Word for word, transcribe the lines below and drop the pictures.

════════

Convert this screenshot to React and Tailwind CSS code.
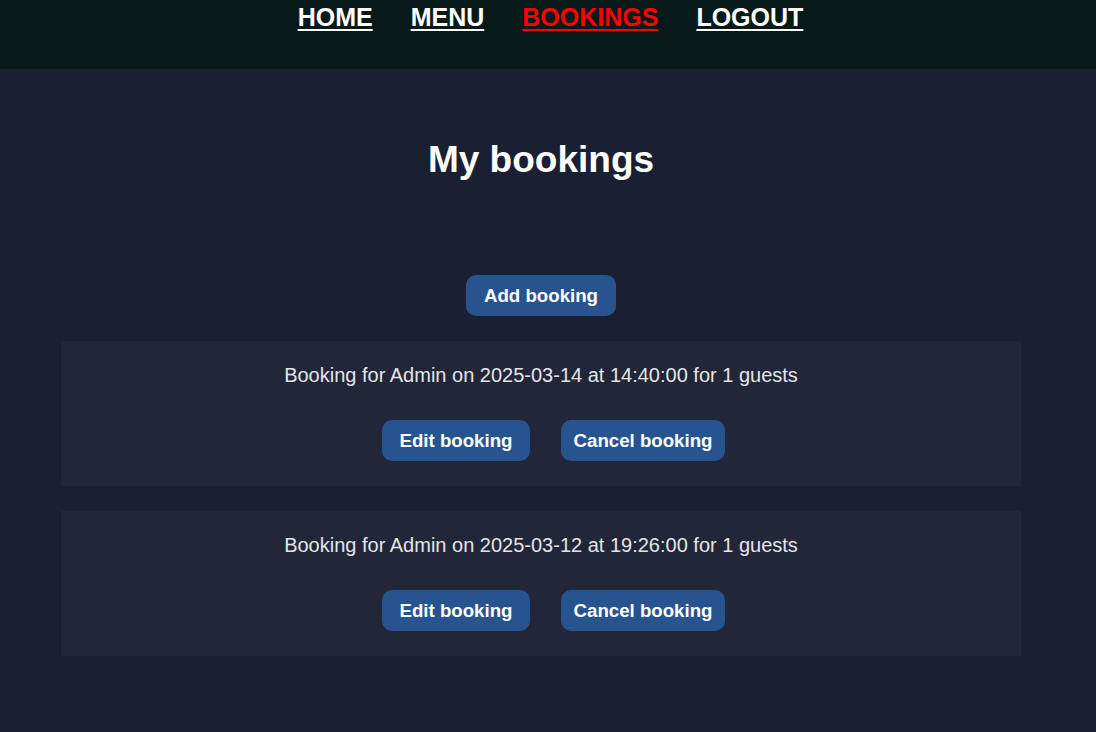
const bookings = [
  { id: 1, name: 'Admin', date: '2025-03-14', time: '14:40:00', guests: 1 },
  { id: 2, name: 'Admin', date: '2025-03-12', time: '19:26:00', guests: 1 },
]

const font = { fontFamily: '"Liberation Sans", Arial, sans-serif' }

function NavLink({ children, active }) {
  return (
    <a
      href="#"
      className={`text-[25px] font-bold underline underline-offset-[3px] decoration-[2px] leading-[29px] ${active ? 'text-[#ff0000]' : 'text-white'}`}
    >
      {children}
    </a>
  )
}

function Button({ children, width }) {
  return (
    <button
      className={`${width} h-[41px] pb-[1px] rounded-[10px] bg-[#27548f] text-white text-[18.67px] font-bold leading-[21px]`}
    >
      {children}
    </button>
  )
}

export default function App() {
  return (
    <div className="min-h-[732px] bg-[#1b1f32]" style={font}>
      {/* Header */}
      <header className="h-[69px] bg-[#071919]">
        <nav className="flex justify-center gap-[38px] pt-[3px] pl-[5px]">
          <NavLink>HOME</NavLink>
          <NavLink>MENU</NavLink>
          <NavLink active>BOOKINGS</NavLink>
          <NavLink>LOGOUT</NavLink>
        </nav>
      </header>

      <main className="w-[1082px] flex flex-col items-center pb-[60px]">
        <h1 className="mt-[70px] text-[37px] font-bold text-white leading-[42px]">My bookings</h1>

        <div className="mt-[94px]">
          <Button width="w-[150px]">Add booking</Button>
        </div>

        <div className="mt-[25px] w-[960px] flex flex-col gap-[25px]">
          {bookings.map(b => (
            <div key={b.id} className="bg-[#222639] pt-[24px] pb-[25px] flex flex-col items-center">
              <p className="text-[20px] leading-[23px] text-[#e4e4e8] -mt-[1px] mb-[1px]">
                Booking for {b.name} on {b.date} at {b.time} for {b.guests} guests
              </p>
              <div className="mt-[32px] flex gap-[31px] pl-[25px]">
                <Button width="w-[148px]">Edit booking</Button>
                <Button width="w-[164px]">Cancel booking</Button>
              </div>
            </div>
          ))}
        </div>
      </main>
    </div>
  )
}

════════

Task solution:
Convert this screenshot to React and Tailwind CSS code.
const bookings = [
  { id: 1, name: 'Admin', date: '2025-03-14', time: '14:40:00', guests: 1 },
  { id: 2, name: 'Admin', date: '2025-03-12', time: '19:26:00', guests: 1 },
]

const font = { fontFamily: '"Liberation Sans", Arial, sans-serif' }

function NavLink({ children, active }) {
  return (
    <a
      href="#"
      className={`text-[25px] font-bold underline underline-offset-[3px] decoration-[2px] leading-[29px] ${active ? 'text-[#ff0000]' : 'text-white'}`}
    >
      {children}
    </a>
  )
}

function Button({ children, width }) {
  return (
    <button
      className={`${width} h-[41px] pb-[1px] rounded-[10px] bg-[#27548f] text-white text-[18.67px] font-bold leading-[21px]`}
    >
      {children}
    </button>
  )
}

export default function App() {
  return (
    <div className="min-h-[732px] bg-[#1b1f32]" style={font}>
      {/* Header */}
      <header className="h-[69px] bg-[#071919]">
        <nav className="flex justify-center gap-[38px] pt-[3px] pl-[5px]">
          <NavLink>HOME</NavLink>
          <NavLink>MENU</NavLink>
          <NavLink active>BOOKINGS</NavLink>
          <NavLink>LOGOUT</NavLink>
        </nav>
      </header>

      <main className="w-[1082px] flex flex-col items-center pb-[60px]">
        <h1 className="mt-[70px] text-[37px] font-bold text-white leading-[42px]">My bookings</h1>

        <div className="mt-[94px]">
          <Button width="w-[150px]">Add booking</Button>
        </div>

        <div className="mt-[25px] w-[960px] flex flex-col gap-[25px]">
          {bookings.map(b => (
            <div key={b.id} className="bg-[#222639] pt-[24px] pb-[25px] flex flex-col items-center">
              <p className="text-[20px] leading-[23px] text-[#e4e4e8] -mt-[1px] mb-[1px]">
                Booking for {b.name} on {b.date} at {b.time} for {b.guests} guests
              </p>
              <div className="mt-[32px] flex gap-[31px] pl-[25px]">
                <Button width="w-[148px]">Edit booking</Button>
                <Button width="w-[164px]">Cancel booking</Button>
              </div>
            </div>
          ))}
        </div>
      </main>
    </div>
  )
}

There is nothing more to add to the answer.